Environment Canada has issued another special air quality statement as smoke from Manitoba forest fires creeps its way back into the region.

Meteorologists with Environment Canada say that forest fires in east-central Manitoba are to blame.

"Light winds and stagnant conditions are expected for another day or two before winds increase and help disperse the smoky air," the national weather forecaster says in an online statement, Tuesday morning.

"Much of eastern Manitoba will continue to see deterioration in air quality as smoky conditions persist. Conditions have also deteriorated in the Red River Valley this morning and will gradually improve later today as southerly winds develop."

The smoke will combine with high heat and humidity making for an unpleasant day for many.
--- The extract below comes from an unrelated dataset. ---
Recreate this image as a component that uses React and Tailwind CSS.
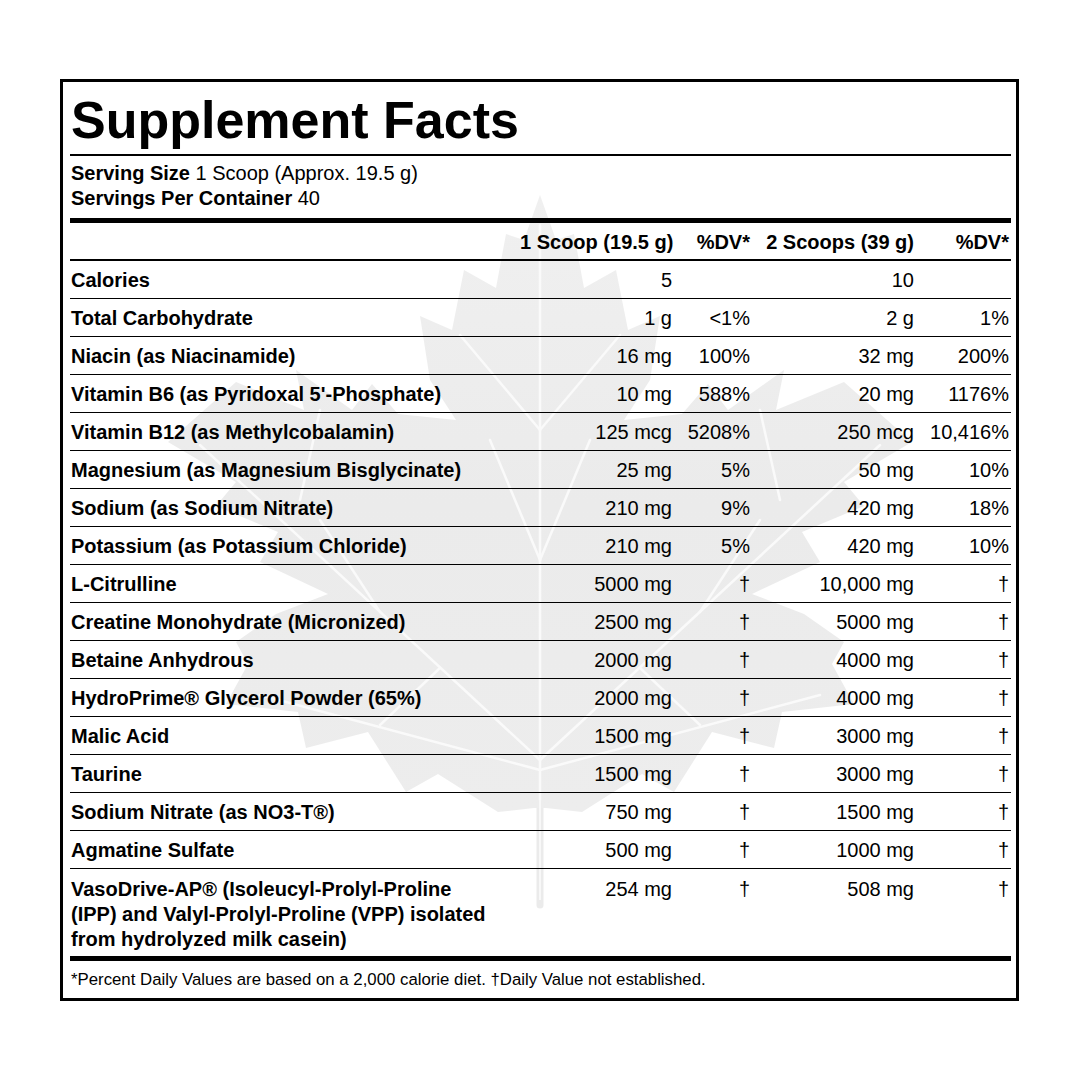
import React from "react";

// Supplement facts panel with a faint maple leaf behind the table

const rows = [
  ["Calories", "5", "", "10", ""],
  ["Total Carbohydrate", "1 g", "<1%", "2 g", "1%"],
  ["Niacin (as Niacinamide)", "16 mg", "100%", "32 mg", "200%"],
  ["Vitamin B6 (as Pyridoxal 5'-Phosphate)", "10 mg", "588%", "20 mg", "1176%"],
  ["Vitamin B12 (as Methylcobalamin)", "125 mcg", "5208%", "250 mcg", "10,416%"],
  ["Magnesium (as Magnesium Bisglycinate)", "25 mg", "5%", "50 mg", "10%"],
  ["Sodium (as Sodium Nitrate)", "210 mg", "9%", "420 mg", "18%"],
  ["Potassium (as Potassium Chloride)", "210 mg", "5%", "420 mg", "10%"],
  ["L-Citrulline", "5000 mg", "†", "10,000 mg", "†"],
  ["Creatine Monohydrate (Micronized)", "2500 mg", "†", "5000 mg", "†"],
  ["Betaine Anhydrous", "2000 mg", "†", "4000 mg", "†"],
  ["HydroPrime® Glycerol Powder (65%)", "2000 mg", "†", "4000 mg", "†"],
  ["Malic Acid", "1500 mg", "†", "3000 mg", "†"],
  ["Taurine", "1500 mg", "†", "3000 mg", "†"],
  ["Sodium Nitrate (as NO3-T®)", "750 mg", "†", "1500 mg", "†"],
  ["Agmatine Sulfate", "500 mg", "†", "1000 mg", "†"],
];

// right half of the leaf outline, x as offset from the midrib (x=540)
const half = [
  [0, 195], [16, 240], [34, 234], [44, 288], [76, 270], [88, 330], [120, 316],
  [110, 380], [84, 420], [142, 414], [168, 384], [188, 410], [244, 370],
  [236, 410], [304, 382], [372, 442], [304, 482], [324, 506], [262, 532],
  [280, 562], [212, 594], [264, 614], [304, 642], [292, 664], [314, 704],
  [242, 712], [234, 748], [172, 732], [134, 792], [102, 774], [42, 812], [6, 808],
];
const leafPoints = [
  ...half.map(([dx, y]) => `${540 + dx},${y}`),
  ...half.slice(1).reverse().map(([dx, y]) => `${540 - dx},${y}`),
].join(" ");

function MapleLeaf() {
  return (
    <svg
      className="absolute inset-0 w-full h-full pointer-events-none"
      viewBox="63 82 953 916"
      preserveAspectRatio="none"
    >
      <defs>
        <linearGradient id="leafShade" x1="0" y1="0" x2="0" y2="1">
          <stop offset="0" stopColor="#f0f0f0" />
          <stop offset="0.5" stopColor="#ebebeb" />
          <stop offset="1" stopColor="#ededed" />
        </linearGradient>
      </defs>
      <line x1="540" y1="780" x2="540" y2="905" stroke="#ebebeb" strokeWidth="7" strokeLinecap="round" />
      <polygon points={leafPoints} fill="url(#leafShade)" />
      <g stroke="#fafafa" strokeWidth="2.5" strokeLinecap="round" fill="none">
        <line x1="540" y1="800" x2="540" y2="225" />
        <line x1="540" y1="760" x2="880" y2="445" />
        <line x1="540" y1="760" x2="200" y2="445" />
        <line x1="540" y1="770" x2="820" y2="695" />
        <line x1="540" y1="770" x2="260" y2="695" />
        <line x1="540" y1="430" x2="620" y2="335" />
        <line x1="540" y1="430" x2="460" y2="335" />
        <line x1="540" y1="560" x2="590" y2="440" />
        <line x1="540" y1="560" x2="490" y2="440" />
        <line x1="700" y1="612" x2="760" y2="520" />
        <line x1="380" y1="612" x2="320" y2="520" />
        <line x1="640" y1="668" x2="700" y2="725" />
        <line x1="440" y1="668" x2="380" y2="725" />
        <line x1="780" y1="500" x2="760" y2="410" />
        <line x1="300" y1="500" x2="320" y2="410" />
      </g>
      <line x1="540" y1="800" x2="540" y2="900" stroke="#f8f8f8" strokeWidth="2" />
    </svg>
  );
}

const grid = "grid grid-cols-[450px_152px_78px_164px_95px] pr-[2px]";

export default function App() {
  return (
    <div className="w-[1080px] h-[1080px] bg-white pt-[79px] pl-[60px] text-black font-['Liberation_Sans',Arial,sans-serif]">
      <div className="relative w-[959px] h-[922px] border-[3px] border-black">
        <MapleLeaf />
        <div className="relative pl-[7px] pr-[5px]">
          <h1 className="pt-[12px] pl-px text-[52px] leading-none font-bold">Supplement Facts</h1>
          <div className="mt-[8px] h-[2px] bg-black" />
          <div className="pt-[5px] text-[20px] leading-[25px] pl-px">
            <div><span className="font-bold">Serving Size</span> 1 Scoop (Approx. 19.5 g)</div>
            <div><span className="font-bold">Servings Per Container</span> 40</div>
          </div>
          <div className="mt-[7px] h-[5px] bg-black" />

          <div className={`${grid} h-[38px] pt-[2px] items-center border-b-2 border-black text-[20px] leading-[25px] font-bold whitespace-nowrap`}>
            <div />
            <div className="text-right">1 Scoop (19.5 g)</div>
            <div className="text-right">%DV*</div>
            <div className="text-right">2 Scoops (39 g)</div>
            <div className="text-right">%DV*</div>
          </div>

          {rows.map((r) => (
            <div
              key={r[0]}
              className={`${grid} h-[38px] pt-[2px] items-center border-b border-black text-[20px] leading-[25px] whitespace-nowrap`}
            >
              <div className="font-bold pl-px">{r[0]}</div>
              <div className="text-right">{r[1]}</div>
              <div className="text-right">{r[2]}</div>
              <div className="text-right">{r[3]}</div>
              <div className="text-right">{r[4]}</div>
            </div>
          ))}

          <div className={`${grid} pt-[8px] pb-[4px] text-[20px] leading-[25px] whitespace-nowrap`}>
            <div className="font-bold pl-px">
              <div>VasoDrive-AP® (Isoleucyl-Prolyl-Proline</div>
              <div>(IPP) and Valyl-Prolyl-Proline (VPP) isolated</div>
              <div>from hydrolyzed milk casein)</div>
            </div>
            <div className="text-right">254 mg</div>
            <div className="text-right">†</div>
            <div className="text-right">508 mg</div>
            <div className="text-right">†</div>
          </div>
          <div className="h-[5px] bg-black" />

          <div className="h-[35px] pt-[3px] flex items-center pl-px text-[16.8px]">
            *Percent Daily Values are based on a 2,000 calorie diet. †Daily Value not established.
          </div>
        </div>
      </div>
    </div>
  );
}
The temperature is expected to reach 33 degrees in Winnipeg on Tuesday, with a humidex value of 36 degrees.

Many parts of the west of the province have already been under air quality statements for a number of days. A large forest fire north of Hudson Bay, Saskatchewan is producing smoke which is being carried downwind into western Manitoba.

From Environment Canada:

Areas in the vicinity and immediately downwind of forest fires will continue to see poor air quality.

Due to the smoky conditions, individuals living in or travelling to the noted areas are advised to be aware of potential health concerns that can be associated with current air conditions. In these current conditions, even healthy individuals may experience sore eyes, tears, coughing and a runny nose.

In areas affected by smoke from wildland fires, Manitobans are encouraged to:
- limit outdoor activity and/or strenuous physical activity; if breathing becomes difficult or uncomfortable, stop or reduce the activity
- reduce exposure to smoke by staying indoors or moving to areas with cleaner air, as conditions can vary dramatically by area
- turn off furnaces and air-conditioning units that may draw smoke indoors
- keep indoor air cleaner by avoiding smoking or burning other materials

People at higher risk include young children, the elderly, pregnant women and people with heart or lung conditions (particularly asthma), and therefore should avoid as much exposure to smoke as possible.